In Gold v. New York Life Ins. Co., No. 09-cv-3210, 2012 U.S. Dist. Lexis 67211 (S.D. N.Y. May 14, 2012), the plaintiff filed suit in federal court on behalf of a putative class of insurance agents asserting claims against their employers for alleged violations of New York state labor laws. The defendants moved to dismiss the complaint for lack of subject matter jurisdiction under the home sate exception to CAFA.  The defendants argued two thirds or more of the members of the class in the aggregate and the primary defendants were all citizens of the state where the action originally was filed.  The plaintiff agreed, but argued that the exception is not jurisdictional, and that defendants waived their right to assert the exception by their delay in asserting it.  The district court agreed with the plaintiff that CAFA’s home state exception was not jurisdictional.  The court noted that while there was no Second Circuit opinion addressing the issue, both the Seventh and Eighth Circuits had determined that another CAFA exception — the local controversy exception — is not jurisdictional because it does not divest the court of jurisdiction, but rather operates as an abstention doctrine. This conclusion is based on the clear language of the statute which inherently recognizes that the court has subject matter jurisdiction, but directs the court to decline to exercise it in certain circumstances.
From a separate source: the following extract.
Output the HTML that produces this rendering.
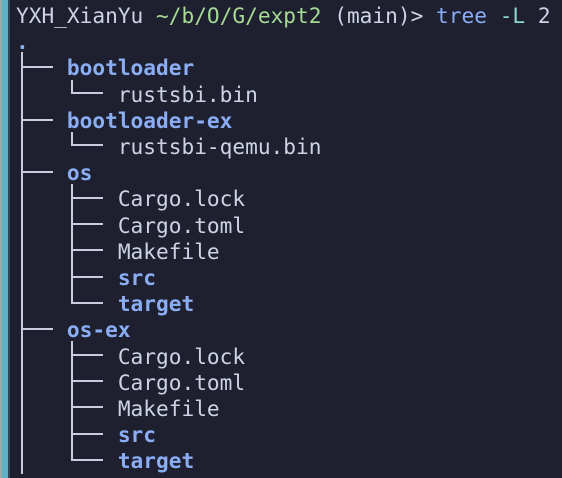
<!DOCTYPE html><html><head><style>
body{margin:0;width:562px;height:478px;overflow:hidden;background:#1e2030;position:relative}
.bar{position:absolute;left:0;top:0;width:2px;height:478px;background:#9aa}
.bar2{position:absolute;left:2px;top:0;width:6px;height:478px;background:#5cb4c6}
.bar3{position:absolute;left:8px;top:0;width:2px;height:478px;background:#2b4a55}
pre{position:absolute;left:16px;top:3px;margin:0;font-family:"DejaVu Sans Mono","Liberation Mono",monospace;font-size:21.15px;line-height:26.2px;color:#cdd3e4}
.g{color:#a6da95}.b{color:#8aadf4}.d{color:#8aadf4;font-weight:bold}.t{color:#8bd5ca}
.l{position:absolute;background:#c8cde0}
</style></head><body><div class="bar"></div><div class="bar2"></div><div class="bar3"></div>
<pre>YXH_XianYu <span class="g">~/b/O/G/expt2</span> (main)&gt; <span class="b">tree</span> <span class="t">-L</span> 2
<span class="d">.</span>
    <span class="d">bootloader</span>
        rustsbi.bin
    <span class="d">bootloader-ex</span>
        rustsbi-qemu.bin
    <span class="d">os</span>
        Cargo.lock
        Cargo.toml
        Makefile
        <span class="d">src</span>
        <span class="d">target</span>
    <span class="d">os-ex</span>
        Cargo.lock
        Cargo.toml
        Makefile
        <span class="d">src</span>
        <span class="d">target</span></pre>
<!-- main trunk -->
<div class="l" style="left:21px;top:52px;width:2px;height:422px"></div>
<div class="l" style="left:21px;top:66px;width:32px;height:2px"></div>
<div class="l" style="left:21px;top:119px;width:32px;height:2px"></div>
<div class="l" style="left:21px;top:171px;width:32px;height:2px"></div>
<div class="l" style="left:21px;top:328px;width:32px;height:2px"></div>
<!-- sub trunks -->
<div class="l" style="left:71px;top:80px;width:2px;height:14px"></div>
<div class="l" style="left:71px;top:92px;width:32px;height:2px"></div>
<div class="l" style="left:71px;top:132px;width:2px;height:14px"></div>
<div class="l" style="left:71px;top:144px;width:32px;height:2px"></div>
<div class="l" style="left:71px;top:184px;width:2px;height:120px"></div>
<div class="l" style="left:71px;top:197px;width:32px;height:2px"></div>
<div class="l" style="left:71px;top:223px;width:32px;height:2px"></div>
<div class="l" style="left:71px;top:249px;width:32px;height:2px"></div>
<div class="l" style="left:71px;top:276px;width:32px;height:2px"></div>
<div class="l" style="left:71px;top:302px;width:32px;height:2px"></div>
<div class="l" style="left:71px;top:341px;width:2px;height:120px"></div>
<div class="l" style="left:71px;top:354px;width:32px;height:2px"></div>
<div class="l" style="left:71px;top:380px;width:32px;height:2px"></div>
<div class="l" style="left:71px;top:406px;width:32px;height:2px"></div>
<div class="l" style="left:71px;top:433px;width:32px;height:2px"></div>
<div class="l" style="left:71px;top:459px;width:32px;height:2px"></div>
</body></html>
The plaintiff then argued that because the home state exception is not jurisdictional, the defendants had only thirty days under 28 U.S.C. §1447(c) to raise the exception or else waive it.  The litigation had been pending two years when the defendants raised the exception.  The court declined to impose the thirty day deadline because the statutory deadline in 28 U.S.C. §1447(c) applies to removed cases, not cases originally filed in federal court.  Furthermore, the court noted that CAFA contains no time limit on when a party may raise the home state exception, and the court may not sua sponte create one.  The court commented, however, that Congress would be well served to impose a time limit so that courts would not expend substantial resources on such cases.  The court also observed that the defendants’ delay in raising the exception was more likely the result of the court’s discovery plan than a ploy to gain a litigation advantage over the plaintiff.  Ultimately, the court denied the defendants’ motion to dismiss for lack of subject matter jurisdiction, but granted the defendants’ motion requesting that the court decline to exercise jurisdiction pursuant to the CAFA exception.